Given information:
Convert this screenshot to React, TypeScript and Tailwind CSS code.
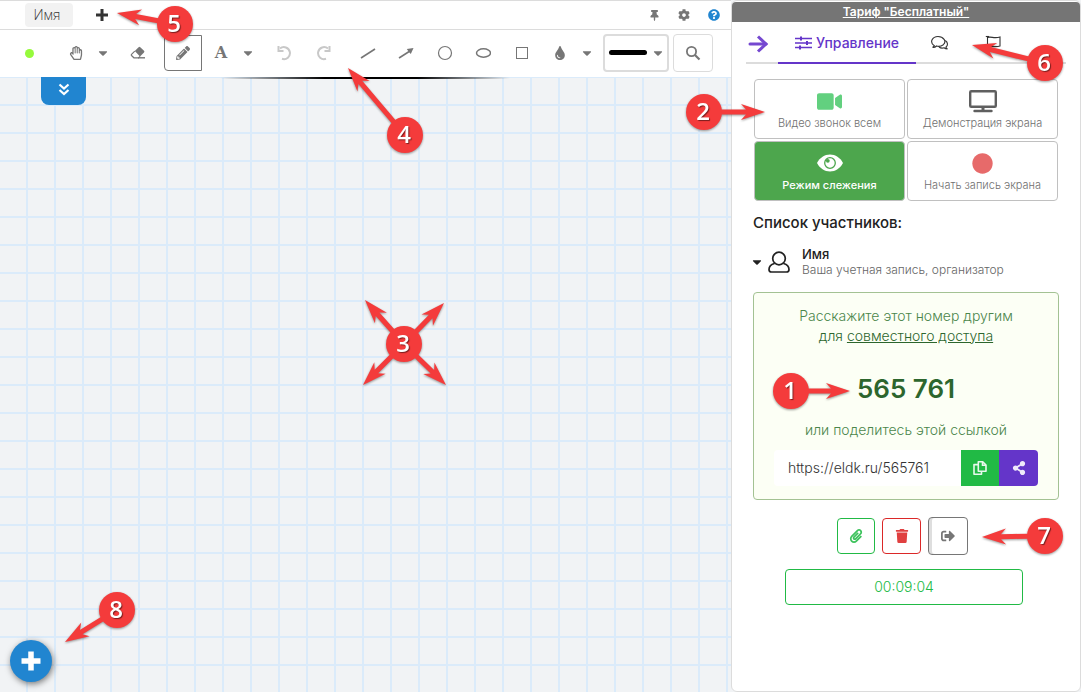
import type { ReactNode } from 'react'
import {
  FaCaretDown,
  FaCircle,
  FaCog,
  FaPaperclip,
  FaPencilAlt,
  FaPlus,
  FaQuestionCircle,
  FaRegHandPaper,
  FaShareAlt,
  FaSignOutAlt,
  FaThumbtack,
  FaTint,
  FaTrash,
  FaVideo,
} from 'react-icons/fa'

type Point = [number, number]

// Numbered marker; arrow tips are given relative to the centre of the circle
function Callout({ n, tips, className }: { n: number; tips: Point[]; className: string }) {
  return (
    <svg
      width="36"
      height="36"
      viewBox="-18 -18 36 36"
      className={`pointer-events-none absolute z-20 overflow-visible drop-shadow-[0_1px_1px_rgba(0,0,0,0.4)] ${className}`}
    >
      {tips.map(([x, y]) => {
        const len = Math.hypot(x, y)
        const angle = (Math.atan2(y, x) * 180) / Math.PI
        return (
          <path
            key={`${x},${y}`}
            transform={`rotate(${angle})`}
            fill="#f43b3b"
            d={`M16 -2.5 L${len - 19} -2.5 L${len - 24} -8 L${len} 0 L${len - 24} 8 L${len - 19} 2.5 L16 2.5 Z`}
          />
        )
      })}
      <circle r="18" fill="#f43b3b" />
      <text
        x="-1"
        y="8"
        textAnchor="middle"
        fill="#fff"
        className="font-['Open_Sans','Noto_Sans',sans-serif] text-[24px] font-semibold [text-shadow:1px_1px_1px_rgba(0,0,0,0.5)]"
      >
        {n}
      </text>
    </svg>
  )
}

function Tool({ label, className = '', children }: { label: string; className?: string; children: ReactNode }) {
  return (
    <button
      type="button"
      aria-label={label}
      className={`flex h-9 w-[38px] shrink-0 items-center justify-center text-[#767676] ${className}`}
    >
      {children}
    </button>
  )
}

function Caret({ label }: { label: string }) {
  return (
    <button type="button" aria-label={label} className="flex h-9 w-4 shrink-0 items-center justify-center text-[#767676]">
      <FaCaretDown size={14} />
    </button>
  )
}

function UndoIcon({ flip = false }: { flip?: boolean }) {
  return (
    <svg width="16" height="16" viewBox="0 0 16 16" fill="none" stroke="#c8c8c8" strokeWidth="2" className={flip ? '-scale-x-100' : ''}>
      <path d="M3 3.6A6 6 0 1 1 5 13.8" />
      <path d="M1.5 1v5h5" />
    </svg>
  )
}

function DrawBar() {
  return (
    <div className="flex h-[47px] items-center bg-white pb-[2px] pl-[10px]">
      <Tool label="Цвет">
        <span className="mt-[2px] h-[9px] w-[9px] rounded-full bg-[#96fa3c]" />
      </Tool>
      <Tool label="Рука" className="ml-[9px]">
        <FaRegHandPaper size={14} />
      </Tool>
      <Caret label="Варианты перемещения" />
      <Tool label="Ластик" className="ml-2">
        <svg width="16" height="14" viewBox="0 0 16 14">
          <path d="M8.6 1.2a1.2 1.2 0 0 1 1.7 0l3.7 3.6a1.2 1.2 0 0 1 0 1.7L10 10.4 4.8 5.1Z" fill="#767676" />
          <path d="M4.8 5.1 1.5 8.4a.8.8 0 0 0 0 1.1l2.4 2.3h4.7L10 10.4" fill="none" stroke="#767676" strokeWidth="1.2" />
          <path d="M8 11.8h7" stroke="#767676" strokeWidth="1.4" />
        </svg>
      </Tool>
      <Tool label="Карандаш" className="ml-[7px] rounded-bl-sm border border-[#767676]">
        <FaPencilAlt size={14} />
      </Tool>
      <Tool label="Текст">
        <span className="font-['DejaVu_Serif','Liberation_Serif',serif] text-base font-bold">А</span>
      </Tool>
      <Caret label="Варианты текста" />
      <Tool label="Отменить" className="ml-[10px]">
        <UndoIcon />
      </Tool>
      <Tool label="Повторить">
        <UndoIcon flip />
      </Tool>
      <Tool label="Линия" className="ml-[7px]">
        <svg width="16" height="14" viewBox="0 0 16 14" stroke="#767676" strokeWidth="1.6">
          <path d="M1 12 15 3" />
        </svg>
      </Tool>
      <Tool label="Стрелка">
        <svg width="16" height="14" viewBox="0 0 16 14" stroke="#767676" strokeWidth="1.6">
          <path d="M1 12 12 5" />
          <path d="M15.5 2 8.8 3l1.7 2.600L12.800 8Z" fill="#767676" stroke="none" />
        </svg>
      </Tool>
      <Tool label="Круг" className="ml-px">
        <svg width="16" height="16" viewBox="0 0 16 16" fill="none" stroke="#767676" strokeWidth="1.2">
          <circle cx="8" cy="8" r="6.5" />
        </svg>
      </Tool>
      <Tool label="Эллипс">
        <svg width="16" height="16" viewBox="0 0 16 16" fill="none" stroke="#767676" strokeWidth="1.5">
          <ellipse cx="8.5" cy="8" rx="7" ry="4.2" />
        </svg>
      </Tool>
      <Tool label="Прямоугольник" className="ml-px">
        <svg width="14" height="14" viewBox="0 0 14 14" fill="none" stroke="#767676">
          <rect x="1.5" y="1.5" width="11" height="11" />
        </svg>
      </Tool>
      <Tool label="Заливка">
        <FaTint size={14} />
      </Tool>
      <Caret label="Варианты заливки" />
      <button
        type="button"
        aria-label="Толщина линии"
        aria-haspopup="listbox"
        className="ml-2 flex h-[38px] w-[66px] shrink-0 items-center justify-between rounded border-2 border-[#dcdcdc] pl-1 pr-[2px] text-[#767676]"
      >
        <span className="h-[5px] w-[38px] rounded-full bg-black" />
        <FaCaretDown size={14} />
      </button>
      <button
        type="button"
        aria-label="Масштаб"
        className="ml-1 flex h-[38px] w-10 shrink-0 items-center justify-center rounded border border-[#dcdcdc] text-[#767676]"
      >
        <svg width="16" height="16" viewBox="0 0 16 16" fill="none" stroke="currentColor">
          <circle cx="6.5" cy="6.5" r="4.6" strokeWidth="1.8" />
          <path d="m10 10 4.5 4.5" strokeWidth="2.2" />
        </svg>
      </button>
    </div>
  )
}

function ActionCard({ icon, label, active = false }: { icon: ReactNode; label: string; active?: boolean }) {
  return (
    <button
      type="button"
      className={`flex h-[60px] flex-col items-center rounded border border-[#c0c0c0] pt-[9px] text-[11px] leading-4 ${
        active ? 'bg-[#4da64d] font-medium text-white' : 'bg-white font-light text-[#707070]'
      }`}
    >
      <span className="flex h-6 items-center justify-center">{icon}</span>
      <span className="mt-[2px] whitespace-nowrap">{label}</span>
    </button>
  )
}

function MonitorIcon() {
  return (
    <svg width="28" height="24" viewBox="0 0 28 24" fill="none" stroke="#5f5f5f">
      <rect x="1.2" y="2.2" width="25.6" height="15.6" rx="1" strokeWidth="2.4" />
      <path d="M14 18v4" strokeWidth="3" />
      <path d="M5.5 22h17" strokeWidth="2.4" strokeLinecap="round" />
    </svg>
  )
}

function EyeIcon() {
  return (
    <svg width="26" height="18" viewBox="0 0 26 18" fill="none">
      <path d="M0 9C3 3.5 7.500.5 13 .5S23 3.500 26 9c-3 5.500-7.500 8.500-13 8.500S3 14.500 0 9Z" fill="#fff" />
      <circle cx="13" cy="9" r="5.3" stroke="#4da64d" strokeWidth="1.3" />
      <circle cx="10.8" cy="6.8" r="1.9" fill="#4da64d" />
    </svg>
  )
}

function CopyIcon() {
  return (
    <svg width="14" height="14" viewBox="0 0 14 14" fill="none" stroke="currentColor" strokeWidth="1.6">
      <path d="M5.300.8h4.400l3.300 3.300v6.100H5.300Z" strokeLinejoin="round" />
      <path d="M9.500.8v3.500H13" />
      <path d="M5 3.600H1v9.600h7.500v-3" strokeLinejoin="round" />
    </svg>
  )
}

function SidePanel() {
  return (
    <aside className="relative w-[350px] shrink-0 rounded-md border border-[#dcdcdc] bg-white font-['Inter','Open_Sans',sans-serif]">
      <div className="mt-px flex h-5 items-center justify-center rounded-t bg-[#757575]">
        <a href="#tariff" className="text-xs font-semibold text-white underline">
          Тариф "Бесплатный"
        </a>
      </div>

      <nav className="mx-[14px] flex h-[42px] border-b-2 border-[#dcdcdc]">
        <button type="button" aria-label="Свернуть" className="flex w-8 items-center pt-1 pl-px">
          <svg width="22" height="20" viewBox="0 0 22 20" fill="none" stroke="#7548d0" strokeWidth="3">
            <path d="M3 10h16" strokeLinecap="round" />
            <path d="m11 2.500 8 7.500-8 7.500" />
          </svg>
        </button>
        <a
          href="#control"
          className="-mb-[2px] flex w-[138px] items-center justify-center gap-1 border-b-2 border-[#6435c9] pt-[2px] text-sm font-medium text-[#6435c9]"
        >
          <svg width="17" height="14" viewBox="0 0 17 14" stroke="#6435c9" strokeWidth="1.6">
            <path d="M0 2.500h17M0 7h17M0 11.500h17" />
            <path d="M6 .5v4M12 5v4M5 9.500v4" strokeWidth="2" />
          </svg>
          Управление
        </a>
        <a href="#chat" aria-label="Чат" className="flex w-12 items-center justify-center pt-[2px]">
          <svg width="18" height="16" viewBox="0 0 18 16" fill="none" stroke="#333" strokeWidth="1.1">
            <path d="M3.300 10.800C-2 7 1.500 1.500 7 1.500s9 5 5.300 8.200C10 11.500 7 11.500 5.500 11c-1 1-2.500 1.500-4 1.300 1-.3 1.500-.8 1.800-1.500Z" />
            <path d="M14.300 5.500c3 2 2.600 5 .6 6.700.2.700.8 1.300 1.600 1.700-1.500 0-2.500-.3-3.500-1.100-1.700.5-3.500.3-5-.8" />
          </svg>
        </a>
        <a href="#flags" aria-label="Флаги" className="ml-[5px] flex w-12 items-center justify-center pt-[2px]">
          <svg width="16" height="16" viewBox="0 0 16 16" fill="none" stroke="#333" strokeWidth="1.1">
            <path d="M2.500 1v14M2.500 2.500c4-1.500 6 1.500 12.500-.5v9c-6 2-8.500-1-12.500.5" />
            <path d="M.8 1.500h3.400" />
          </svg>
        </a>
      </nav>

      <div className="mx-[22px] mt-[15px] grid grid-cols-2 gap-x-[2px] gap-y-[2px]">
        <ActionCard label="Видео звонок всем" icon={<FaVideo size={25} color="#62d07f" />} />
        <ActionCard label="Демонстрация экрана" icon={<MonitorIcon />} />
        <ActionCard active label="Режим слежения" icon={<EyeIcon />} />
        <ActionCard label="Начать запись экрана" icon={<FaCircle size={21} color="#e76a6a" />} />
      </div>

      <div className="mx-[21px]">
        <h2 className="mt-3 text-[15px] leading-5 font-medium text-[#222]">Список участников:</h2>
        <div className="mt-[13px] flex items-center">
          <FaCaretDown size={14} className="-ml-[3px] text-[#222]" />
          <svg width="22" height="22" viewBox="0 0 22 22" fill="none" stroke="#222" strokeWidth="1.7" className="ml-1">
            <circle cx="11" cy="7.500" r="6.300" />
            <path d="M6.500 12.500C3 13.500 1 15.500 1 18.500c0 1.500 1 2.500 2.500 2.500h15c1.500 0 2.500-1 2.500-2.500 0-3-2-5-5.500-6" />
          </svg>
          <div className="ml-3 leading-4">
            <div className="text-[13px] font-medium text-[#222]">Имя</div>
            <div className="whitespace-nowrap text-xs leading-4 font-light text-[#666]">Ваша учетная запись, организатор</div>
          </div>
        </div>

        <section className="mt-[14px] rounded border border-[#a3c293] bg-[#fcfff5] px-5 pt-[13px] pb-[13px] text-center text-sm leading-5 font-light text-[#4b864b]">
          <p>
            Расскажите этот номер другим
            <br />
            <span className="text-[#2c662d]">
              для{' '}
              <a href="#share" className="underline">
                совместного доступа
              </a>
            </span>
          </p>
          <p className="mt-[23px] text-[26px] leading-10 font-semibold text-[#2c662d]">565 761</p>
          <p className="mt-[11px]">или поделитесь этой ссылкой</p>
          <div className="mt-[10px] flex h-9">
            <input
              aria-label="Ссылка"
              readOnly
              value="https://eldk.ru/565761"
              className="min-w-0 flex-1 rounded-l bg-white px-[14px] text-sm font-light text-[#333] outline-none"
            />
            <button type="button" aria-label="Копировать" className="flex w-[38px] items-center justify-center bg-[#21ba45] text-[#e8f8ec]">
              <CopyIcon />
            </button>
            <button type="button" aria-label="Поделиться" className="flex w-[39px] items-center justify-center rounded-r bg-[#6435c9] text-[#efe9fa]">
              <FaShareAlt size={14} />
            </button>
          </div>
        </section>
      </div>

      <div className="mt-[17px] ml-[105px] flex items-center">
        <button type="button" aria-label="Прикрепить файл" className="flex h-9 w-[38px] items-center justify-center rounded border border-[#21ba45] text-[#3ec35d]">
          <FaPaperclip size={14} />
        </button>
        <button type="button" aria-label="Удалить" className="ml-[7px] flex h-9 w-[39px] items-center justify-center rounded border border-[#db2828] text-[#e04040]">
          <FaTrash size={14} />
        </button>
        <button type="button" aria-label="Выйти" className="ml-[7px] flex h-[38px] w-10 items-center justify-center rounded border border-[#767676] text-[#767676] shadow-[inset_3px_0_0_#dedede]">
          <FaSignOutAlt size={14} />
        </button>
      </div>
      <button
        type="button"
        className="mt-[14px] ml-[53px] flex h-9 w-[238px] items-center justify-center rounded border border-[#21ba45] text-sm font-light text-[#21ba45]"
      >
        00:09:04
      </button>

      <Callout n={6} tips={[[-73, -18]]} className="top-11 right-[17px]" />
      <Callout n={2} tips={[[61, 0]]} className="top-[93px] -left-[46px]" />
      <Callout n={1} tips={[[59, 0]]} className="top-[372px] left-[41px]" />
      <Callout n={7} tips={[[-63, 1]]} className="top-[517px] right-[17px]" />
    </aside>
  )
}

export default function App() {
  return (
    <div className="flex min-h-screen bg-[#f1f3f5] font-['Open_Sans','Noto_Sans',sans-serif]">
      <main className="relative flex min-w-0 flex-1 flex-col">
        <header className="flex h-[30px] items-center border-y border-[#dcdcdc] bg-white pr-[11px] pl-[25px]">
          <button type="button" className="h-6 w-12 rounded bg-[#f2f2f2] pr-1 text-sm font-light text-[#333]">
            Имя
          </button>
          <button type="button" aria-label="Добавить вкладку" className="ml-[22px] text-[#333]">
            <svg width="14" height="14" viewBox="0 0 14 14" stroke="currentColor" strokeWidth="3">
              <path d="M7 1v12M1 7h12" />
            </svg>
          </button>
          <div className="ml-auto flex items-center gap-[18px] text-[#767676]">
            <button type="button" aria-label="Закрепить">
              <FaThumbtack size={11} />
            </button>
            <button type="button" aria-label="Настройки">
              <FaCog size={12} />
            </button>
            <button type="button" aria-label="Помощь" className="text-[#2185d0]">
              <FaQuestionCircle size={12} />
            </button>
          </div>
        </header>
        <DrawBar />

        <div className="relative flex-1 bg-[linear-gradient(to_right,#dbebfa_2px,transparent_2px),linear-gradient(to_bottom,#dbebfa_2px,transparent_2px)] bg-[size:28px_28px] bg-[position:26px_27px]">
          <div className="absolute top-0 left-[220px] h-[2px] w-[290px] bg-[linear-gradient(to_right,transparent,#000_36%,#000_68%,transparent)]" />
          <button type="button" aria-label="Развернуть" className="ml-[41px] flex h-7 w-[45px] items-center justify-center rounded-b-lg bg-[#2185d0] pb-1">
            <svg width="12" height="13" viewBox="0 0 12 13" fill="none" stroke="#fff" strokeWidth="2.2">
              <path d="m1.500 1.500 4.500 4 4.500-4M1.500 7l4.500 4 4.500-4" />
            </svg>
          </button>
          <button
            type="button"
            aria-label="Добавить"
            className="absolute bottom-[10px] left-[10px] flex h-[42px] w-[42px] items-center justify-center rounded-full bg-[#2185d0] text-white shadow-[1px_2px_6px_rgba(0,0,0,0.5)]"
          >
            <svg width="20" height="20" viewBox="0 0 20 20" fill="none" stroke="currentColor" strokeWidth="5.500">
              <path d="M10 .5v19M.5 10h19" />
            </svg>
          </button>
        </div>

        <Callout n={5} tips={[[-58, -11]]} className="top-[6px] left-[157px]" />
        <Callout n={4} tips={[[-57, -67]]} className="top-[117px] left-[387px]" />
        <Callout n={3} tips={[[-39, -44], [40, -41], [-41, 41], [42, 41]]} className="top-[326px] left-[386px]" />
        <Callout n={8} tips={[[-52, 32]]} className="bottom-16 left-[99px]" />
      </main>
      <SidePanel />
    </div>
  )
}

Exercise requirements:
Pictures stay out. Repeat only the lines from the beginning of the data through the line that has "type Point = [number, number]".

Answer to this task:
Convert this screenshot to React, TypeScript and Tailwind CSS code.
import type { ReactNode } from 'react'
import {
  FaCaretDown,
  FaCircle,
  FaCog,
  FaPaperclip,
  FaPencilAlt,
  FaPlus,
  FaQuestionCircle,
  FaRegHandPaper,
  FaShareAlt,
  FaSignOutAlt,
  FaThumbtack,
  FaTint,
  FaTrash,
  FaVideo,
} from 'react-icons/fa'

type Point = [number, number]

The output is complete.